→ **WHAT IS ASKED**
Identify the lines holding "React" and copy them.

→ **DATA**
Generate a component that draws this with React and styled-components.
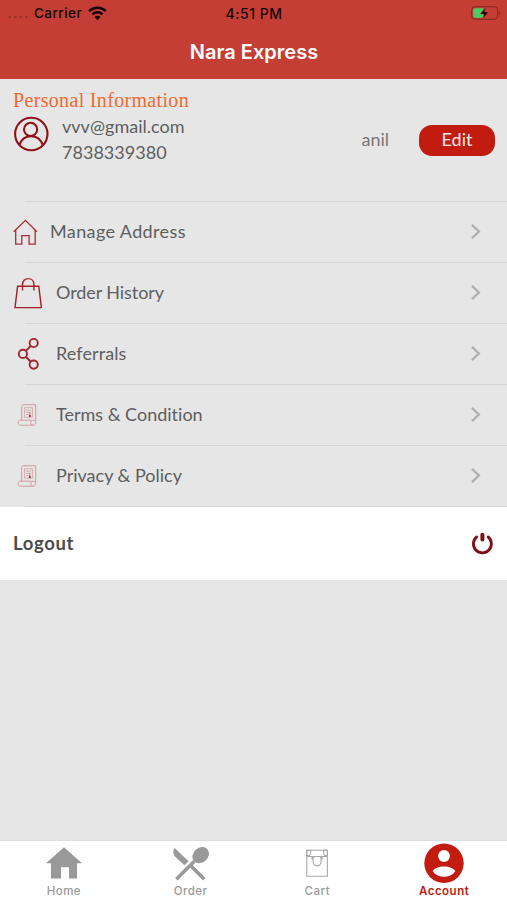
import React from 'react';
import styled, { createGlobalStyle } from 'styled-components';

const color = {
  header: '#c43e35',
  red: '#c21b10',
  maroon: '#8f1117',
  page: '#e6e6e6',
  line: '#d5d5d5',
  text: '#5e5e5e',
  muted: '#999',
};

const GlobalStyle = createGlobalStyle`
  * {
    box-sizing: border-box;
  }

  body {
    margin: 0;
    background: ${color.page};
  }
`;

const Screen = styled.div`
  display: flex;
  flex-direction: column;
  width: 507px;
  height: 900px;
  overflow: hidden;
  background: ${color.page};
  color: ${color.text};
  font-family: Lato, 'Liberation Sans', sans-serif;
  font-variant-ligatures: none;
  white-space: nowrap;

  svg {
    display: block;
    flex: none;
  }
`;

const Header = styled.header`
  height: 79px;
  background: ${color.header};
  font-family: Inter, 'Liberation Sans', sans-serif;
`;

const StatusBar = styled.div`
  display: grid;
  grid-template-columns: 1fr auto 1fr;
  align-items: center;
  height: 26px;
  padding: 0 6px 0 8px;
  color: #160504;
  font-size: 13.5px;
  font-weight: 500;
`;

const Carrier = styled.div`
  display: flex;
  align-items: center;
  gap: 6px;
  letter-spacing: 0.45px;
`;

const Clock = styled.span`
  margin-right: 1px;
  font-size: 14px;
  letter-spacing: 0.5px;
`;

const Battery = styled.div`
  justify-self: end;
`;

const Title = styled.h1`
  margin: 0;
  padding-left: 1px;
  color: #fff;
  font-size: 20px;
  font-weight: 600;
  line-height: 53px;
  letter-spacing: 0.02px;
  text-align: center;
`;

const Profile = styled.section`
  height: 122px;
  padding: 10px 12px 0 13px;
`;

const SectionTitle = styled.h2`
  margin: 0;
  color: #f26a30;
  font-family: 'Liberation Serif', serif;
  font-size: 20px;
  font-weight: 400;
  line-height: 23px;
  letter-spacing: 0.33px;
`;

const ProfileRow = styled.div`
  display: flex;
  align-items: flex-start;
`;

const Contact = styled.div`
  flex: 1;
  margin: 1px 0 0 13px;
  font-size: 18px;
  line-height: 26px;
`;

const Line = styled.div`
  letter-spacing: 0.02px;
`;

const UserName = styled.span`
  margin: 16px 30px 0 0;
  color: #777;
  font-size: 18px;
  line-height: 22px;
`;

const EditButton = styled.button`
  width: 76px;
  height: 31px;
  margin-top: 13px;
  padding: 0 0 2px;
  border: 0;
  border-radius: 13px;
  background: ${color.red};
  color: #fbe9e7;
  font: 18px/29px Lato, 'Liberation Sans', sans-serif;
`;

const Menu = styled.ul`
  margin: 0;
  padding: 0 0 1px;
  list-style: none;
  background: linear-gradient(90deg, transparent 25px, ${color.line} 25px)
    bottom / 100% 1px no-repeat;
`;

const MenuItem = styled.li`
  display: flex;
  align-items: center;
  height: 61px;
  padding: 0 26px 0 13px;
  background: linear-gradient(${color.line}, ${color.line}) 25px 0 / 100% 1px
    no-repeat;
`;

const MenuLabel = styled.span`
  flex: 1;
  margin-left: ${({ $gap }) => $gap}px;
  padding-bottom: 2px;
  font-size: 18px;
  line-height: 24px;
  letter-spacing: ${({ $spacing }) => $spacing}px;
`;

const LogoutRow = styled.div`
  display: flex;
  align-items: center;
  justify-content: space-between;
  height: 73px;
  padding: 0 13px 2px;
  background: #fff;
  color: #4c4c4c;
  font-size: 18.5px;
  font-weight: 700;
  letter-spacing: 0.65px;
`;

const TabBar = styled.nav`
  display: grid;
  grid-template-columns: repeat(4, 1fr);
  height: 60px;
  margin-top: auto;
  border-top: 1px solid #dcdcdc;
  background: #fff;
`;

const Tab = styled.div`
  display: flex;
  flex-direction: column;
  align-items: center;
  padding-left: 1px;
  color: ${({ $active }) => ($active ? color.red : color.muted)};
  font-family: Inter, 'Liberation Sans', sans-serif;
  font-size: 11.5px;
  font-weight: ${({ $active }) => ($active ? 600 : 500)};
  line-height: 14px;
  letter-spacing: 0.5px;

  svg {
    margin: 2px 0 1px;
  }
`;

const WifiIcon = () => (
  <svg width="19" height="15" viewBox="0 0 19 15" fill="none" stroke="#160504">
    <path d="M1.2 5.1a12 12 0 0 1 16.6 0" strokeWidth="2.7" />
    <path d="M4.4 8.3a7.4 7.4 0 0 1 10.2 0" strokeWidth="2.5" />
    <path d="M9.5 14.2 6.5 11a4.2 4.2 0 0 1 6 0z" fill="#160504" stroke="none" />
  </svg>
);

const BatteryIcon = () => (
  <svg width="30" height="14" viewBox="0 0 30 14">
    <rect x="0.7" y="0.7" width="26" height="12.6" rx="3.4" fill="none" stroke="#7f2923" />
    <path d="M4 2.2h8.5v9.6H4a1.8 1.8 0 0 1-1.8-1.8V4A1.8 1.8 0 0 1 4 2.2z" fill="#4ccb64" />
    <path d="M28 4.8c1.6.5 1.6 3.9 0 4.4z" fill="#7f2923" />
    <path d="M14.8 1.6 9.2 8h4l-1.4 4.7 5.5-6.6h-4z" fill="#120504" stroke={color.header} strokeWidth="0.4" />
  </svg>
);

const UserIcon = () => (
  <svg width="36" height="40" viewBox="0 0 36 40" fill="none" stroke={color.maroon} strokeWidth="2.1">
    <circle cx="18.3" cy="22" r="16.2" />
    <circle cx="17.6" cy="17.4" r="6.6" />
    <path d="M6.4 33.1c2-5.6 6.4-8.8 11.6-8.8s9.8 3.2 11.8 8.8" />
  </svg>
);

const HouseIcon = () => (
  <svg width="25" height="28" viewBox="0 0 25 28" fill="none" stroke="#a92b38" strokeWidth="1.3">
    <path d="M.7 13.8 12.4 2.3l11.5 11.5" />
    <path d="M2.7 12.2v13.9h6.1v-8.5h7.3v8.5h6.1V12.2" />
  </svg>
);

const BagIcon = () => (
  <svg width="30" height="32" viewBox="0 0 30 32" fill="none" stroke="#a52029" strokeWidth="1.4">
    <path d="M4.6 9.3h21.2l2.6 21.3H2z" />
    <path d="M9.5 13.5V7.5c0-7.8 11.4-7.8 11.4 0v6" />
  </svg>
);

const ShareIcon = () => (
  <svg width="30" height="34" viewBox="0 0 30 34" fill="none" stroke="#a32630" strokeWidth="1.9">
    <circle cx="20.7" cy="6" r="4.1" />
    <circle cx="9.9" cy="16.9" r="4.1" />
    <circle cx="20.7" cy="27.6" r="4.1" />
    <path d="m12.8 13.9 5-4.9M12.8 19.8l5 4.9" />
  </svg>
);

const ScrollIcon = () => (
  <svg width="30" height="24" viewBox="0 0 30 24" fill="none" stroke="#d39aa0" strokeWidth="1">
    <path d="M8.7 17.2V3.7c0-1.2.7-2 1.8-2h12.2v16.5" />
    <path d="M18.3 17.2H7.2c-2.8 0-2.8 5 0 5h12.7c3.7 0 3.7-5 .3-5s-3.2 5 0 5" />
    <path d="M11.6 4.7h7.8v9.5h-7.8zM13 7.1h5M13 9.3h3M13 11.5h2.5" strokeWidth="0.8" />
    <path d="M16.8 8.7v4.2" stroke="#c9848c" strokeWidth="1.2" />
    <circle cx="16.8" cy="13.1" r="1" fill="#94182a" stroke="none" />
  </svg>
);

const Chevron = () => (
  <svg width="10" height="16" viewBox="0 0 10 16" fill="none" stroke="#b0b0b0" strokeWidth="2.3">
    <path d="M1 .9 7.9 7.5 1 14.1" />
  </svg>
);

const PowerIcon = () => (
  <svg width="23" height="24" viewBox="0 0 23 24" fill="none" stroke="#7d1015" strokeLinecap="round">
    <path d="M5.7 5.9a9 9 0 1 0 11.4 0" strokeWidth="2.8" />
    <path d="M11.4 3.8v4.7" strokeWidth="4" />
  </svg>
);

const HomeTabIcon = () => (
  <svg width="38" height="40" viewBox="0 0 38 40" fill={color.muted}>
    <path d="M19 4.2 37 20.2H32v15.2h-8V24.2h-8v11.2H6V20.2H1z" />
  </svg>
);

const OrderTabIcon = () => (
  <svg width="38" height="40" viewBox="0 0 38 40" fill={color.muted}>
    <path d="M2.7 5 16.6 18.3l-4.2 4L3.4 14C.9 11.4.6 8 2.7 5z" />
    <path d="m4.3 36.3 18-18M18.3 22.2l14 14.1" stroke={color.muted} strokeWidth="3.5" fill="none" />
    <ellipse cx="28.7" cy="12.2" rx="7.3" ry="9" transform="rotate(48 28.7 12.2)" />
  </svg>
);

const CartTabIcon = () => (
  <svg width="38" height="40" viewBox="0 0 38 40" fill="none" stroke="#a9a9a9" strokeWidth="1.1">
    <path d="M8.8 13.5h20.6v19.8H8.8zM8.8 13.5V7.3h20.6v6.2" />
    <path d="M8.8 7.3h3.8c.6 2 0 4-1.2 5.3H8.8zM29.4 7.3h-3.8c-.6 2 0 4 1.2 5.3h2.6z" />
    <path d="M15.1 13.8v4.3c0 6.4 8 6.4 8 0v-4.3M14 16.4v-2.1h2.2M24.2 16.4v-2.1H22" />
  </svg>
);

const AccountTabIcon = () => (
  <svg width="40" height="40" viewBox="0 0 40 40">
    <circle cx="20" cy="20.3" r="19.7" fill={color.red} />
    <circle cx="20" cy="13" r="5.9" fill="#fff" />
    <path d="M8.7 28.2c2.8-6.4 19.8-6.4 22.6 0-5.2 7.5-17.4 7.5-22.6 0z" fill="#fff" />
  </svg>
);

const menu = [
  { label: 'Manage Address', icon: HouseIcon, gap: 12, spacing: 0.38 },
  { label: 'Order History', icon: BagIcon, gap: 13, spacing: -0.08 },
  { label: 'Referrals', icon: ShareIcon, gap: 13, spacing: 0.1 },
  { label: 'Terms & Condition', icon: ScrollIcon, gap: 13, spacing: 0 },
  { label: 'Privacy & Policy', icon: ScrollIcon, gap: 13, spacing: 0 },
];

const tabs = [
  { label: 'Home', icon: HomeTabIcon },
  { label: 'Order', icon: OrderTabIcon },
  { label: 'Cart', icon: CartTabIcon },
  { label: 'Account', icon: AccountTabIcon, active: true },
];

const SignalDots = () => (
  <svg width="20" height="14" viewBox="0 0 20 14" fill="#992f29">
    {[1.8, 7.3, 12.8, 18.3].map(x => (
      <circle key={x} cx={x} cy="11" r="1.3" />
    ))}
  </svg>
);

const App = () => (
  <>
    <GlobalStyle />
    <Screen>
      <Header>
        <StatusBar>
          <Carrier>
            <SignalDots />
            Carrier
            <WifiIcon />
          </Carrier>
          <Clock>4:51 PM</Clock>
          <Battery>
            <BatteryIcon />
          </Battery>
        </StatusBar>
        <Title>Nara Express</Title>
      </Header>
      <Profile>
        <SectionTitle>Personal Information</SectionTitle>
        <ProfileRow>
          <UserIcon />
          <Contact>
            <Line>vvv@gmail.com</Line>
            <Line>7838339380</Line>
          </Contact>
          <UserName>anil</UserName>
          <EditButton type="button">Edit</EditButton>
        </ProfileRow>
      </Profile>
      <Menu>
        {menu.map(({ label, icon: Icon, gap, spacing }) => (
          <MenuItem key={label}>
            <Icon />
            <MenuLabel $gap={gap} $spacing={spacing}>
              {label}
            </MenuLabel>
            <Chevron />
          </MenuItem>
        ))}
      </Menu>
      <LogoutRow>
        Logout
        <PowerIcon />
      </LogoutRow>
      <TabBar>
        {tabs.map(({ label, icon: Icon, active }) => (
          <Tab key={label} $active={active}>
            <Icon />
            {label}
          </Tab>
        ))}
      </TabBar>
    </Screen>
  </>
);

export default App;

→ **ANSWER FOR THIS EXERCISE**
Generate a component that draws this with React and styled-components.
import React from 'react';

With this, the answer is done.